* START Supplied data *

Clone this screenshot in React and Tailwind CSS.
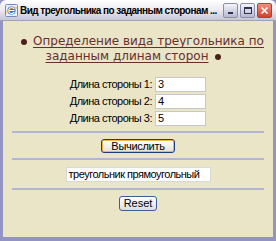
export default function App() {
  const sans = "font-['Liberation_Sans',Arial,sans-serif]";
  return (
    <div className="w-[276px] h-[241px] flex flex-col bg-[#9494c2] overflow-hidden">
      {/* title bar */}
      <div className="h-[21px] flex items-center bg-linear-to-b from-[#ffffff] via-[#ebebf1] to-[#c6c6d6] rounded-t-[6px] pl-[5px] pr-[4px] border-b border-[#a0a0b8]">
        <svg width="13" height="13" viewBox="0 0 13 13" className="shrink-0">
          <rect x="0.5" y="0.5" width="12" height="12" rx="1" fill="#e8eef8" stroke="#7a8ab0" />
          <circle cx="6.5" cy="6.5" r="4" fill="#2a6cd8" />
          <path d="M3.5 6.5h6M9.3 5.2a3 3 0 1 0 0 2.6" stroke="#fff" strokeWidth="1.2" fill="none" />
          <path d="M1 9 Q6 2 12 4" stroke="#f0b020" strokeWidth="1" fill="none" />
        </svg>
        <span className={`ml-[2px] text-[10px] tracking-[-0.55px] font-bold text-black whitespace-nowrap ${sans}`}>
          Вид треугольника по заданным сторонам ...
        </span>
        <div className="flex-1" />
        <div className="flex gap-[2px] items-center">
          <div className="w-[15px] h-[15px] rounded-[2px] border border-[#8d8dab] bg-linear-to-b from-[#f4f4fa] to-[#b8b8d0] flex items-end justify-center pb-[3px]">
            <div className="w-[5px] h-[2px] bg-[#303050]" />
          </div>
          <div className="w-[15px] h-[15px] rounded-[2px] border border-[#8d8dab] bg-linear-to-b from-[#f4f4fa] to-[#b8b8d0] flex items-center justify-center">
            <div className="w-[8px] h-[7px] border border-[#303050] border-t-2" />
          </div>
          <div className="w-[15px] h-[15px] rounded-[2px] border border-[#b04030] bg-linear-to-b from-[#f09080] to-[#d04028] flex items-center justify-center">
            <svg width="9" height="9" viewBox="0 0 9 9">
              <path d="M1.5 1.5L7.5 7.5M7.5 1.5L1.5 7.5" stroke="#fff" strokeWidth="1.6" />
            </svg>
          </div>
        </div>
      </div>

      {/* content */}
      <div className="flex-1 mx-[3px] mb-[4px] bg-[#ebe5c8] flex flex-col">
        <div className="pt-[13px] font-['DejaVu_Sans',Verdana,sans-serif] text-[12px] leading-[15px] text-[#6a2e2e] text-center">
          <div className="flex items-center justify-center pl-[9px]">
            <span className="w-[6px] h-[6px] rounded-full bg-[#4a2018] mr-[6px]" />
            <span className="underline underline-offset-2">Определение вида треугольника по</span>
          </div>
          <div className="flex items-center justify-center pr-[9px]">
            <span className="underline underline-offset-2">заданным длинам сторон</span>
            <span className="w-[6px] h-[6px] rounded-full bg-[#4a2018] ml-[7px]" />
          </div>
        </div>

        <div className={`mt-[13px] flex flex-col gap-[2px] text-[11px] text-black ${sans}`}>
          {["3", "4", "5"].map((v, i) => (
            <div key={i} className="flex items-center h-[15px]">
              <div className="w-[149px] text-right tracking-[-0.5px]">Длина стороны {i + 1}:</div>
              <div className="ml-[3px] w-[51px] h-[15px] bg-white border border-[#c8c8c8] pl-[2px] leading-[13px]">{v}</div>
            </div>
          ))}
        </div>

        <div className="mt-[5px] mx-[9px] h-[2px] bg-[#b4b4d4]" />

        <div className="mt-[6px] flex justify-center">
          <div className={`w-[74px] h-[14px] rounded-[3px] border border-[#1c3c7c] bg-linear-to-b from-[#ffffff] to-[#e2e2dc] shadow-[inset_0_0_0_1px_#f0b848] flex items-center justify-center text-[11px] tracking-[-0.3px] text-black ${sans}`}>
            Вычислить
          </div>
        </div>

        <div className="mt-[5px] mx-[9px] h-[2px] bg-[#b4b4d4]" />

        <div className="mt-[7px] flex justify-center">
          <div className={`w-[145px] h-[15px] bg-white border border-[#d8d8d8] pl-[2px] text-[11px] tracking-[-0.5px] leading-[13px] text-black whitespace-nowrap ${sans}`}>
            треугольник прямоугольный
          </div>
        </div>

        <div className="mt-[6px] mx-[9px] h-[2px] bg-[#b4b4d4]" />

        <div className="mt-[6px] flex justify-center">
          <div className={`w-[38px] h-[15px] rounded-[3px] border border-[#3c5c9c] bg-linear-to-b from-[#ffffff] to-[#dcdce6] flex items-center justify-center text-[11px] text-black ${sans}`}>
            Reset
          </div>
        </div>
      </div>
    </div>
  );
}
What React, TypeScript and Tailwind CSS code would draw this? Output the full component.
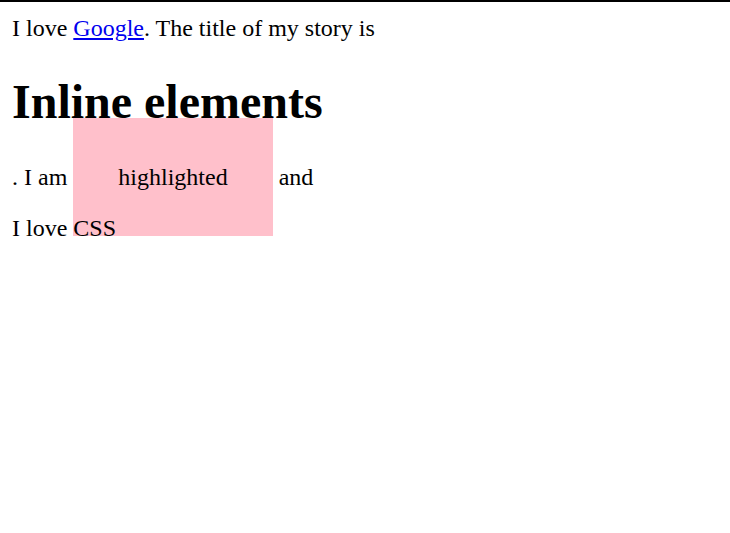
export default function App() {
  return (
    <div className="min-h-[533px] w-full bg-white border-t-2 border-black font-['Liberation_Serif',serif] text-[24px] leading-[normal] text-black">
      <div className="px-3 pt-[13px]">
        <div>
          I love <a href="#" className="text-[#0000ee] underline">Google</a>. The title of my story is
        </div>
        <h1 className="mt-[32px] mb-[35px] text-[48px] font-bold leading-[normal]">Inline elements</h1>
        <div>
          . I am <span className="bg-[#ffc0cb] px-[45px] py-[46px]">highlighted</span> and
        </div>
        <p className="mt-6">I love CSS</p>
      </div>
    </div>
  );
}
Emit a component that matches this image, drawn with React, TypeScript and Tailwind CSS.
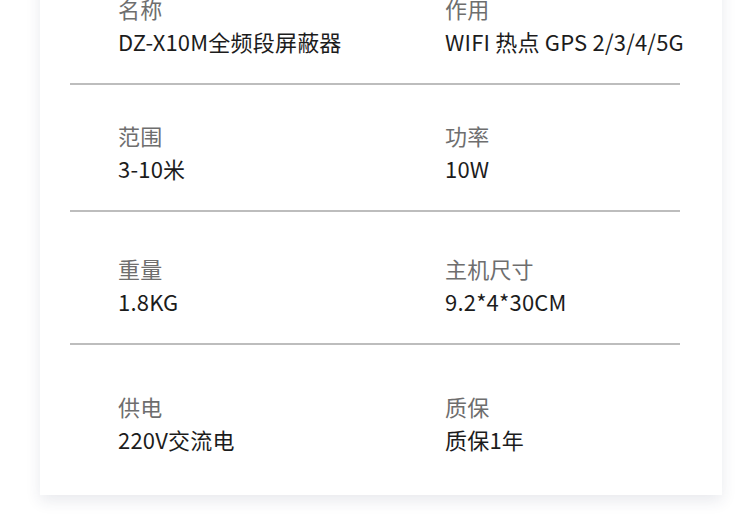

* END Supplied data *

→ Stated exercise
Retype the records above exactly, starting at the line that contains "What React, TypeScript" and going through the last line, and leave out any pictures.

→ Complete answer
What React, TypeScript and Tailwind CSS code would draw this? Output the full component.
export default function App() {
  return (
    <div className="min-h-[533px] w-full bg-white border-t-2 border-black font-['Liberation_Serif',serif] text-[24px] leading-[normal] text-black">
      <div className="px-3 pt-[13px]">
        <div>
          I love <a href="#" className="text-[#0000ee] underline">Google</a>. The title of my story is
        </div>
        <h1 className="mt-[32px] mb-[35px] text-[48px] font-bold leading-[normal]">Inline elements</h1>
        <div>
          . I am <span className="bg-[#ffc0cb] px-[45px] py-[46px]">highlighted</span> and
        </div>
        <p className="mt-6">I love CSS</p>
      </div>
    </div>
  );
}
Emit a component that matches this image, drawn with React, TypeScript and Tailwind CSS.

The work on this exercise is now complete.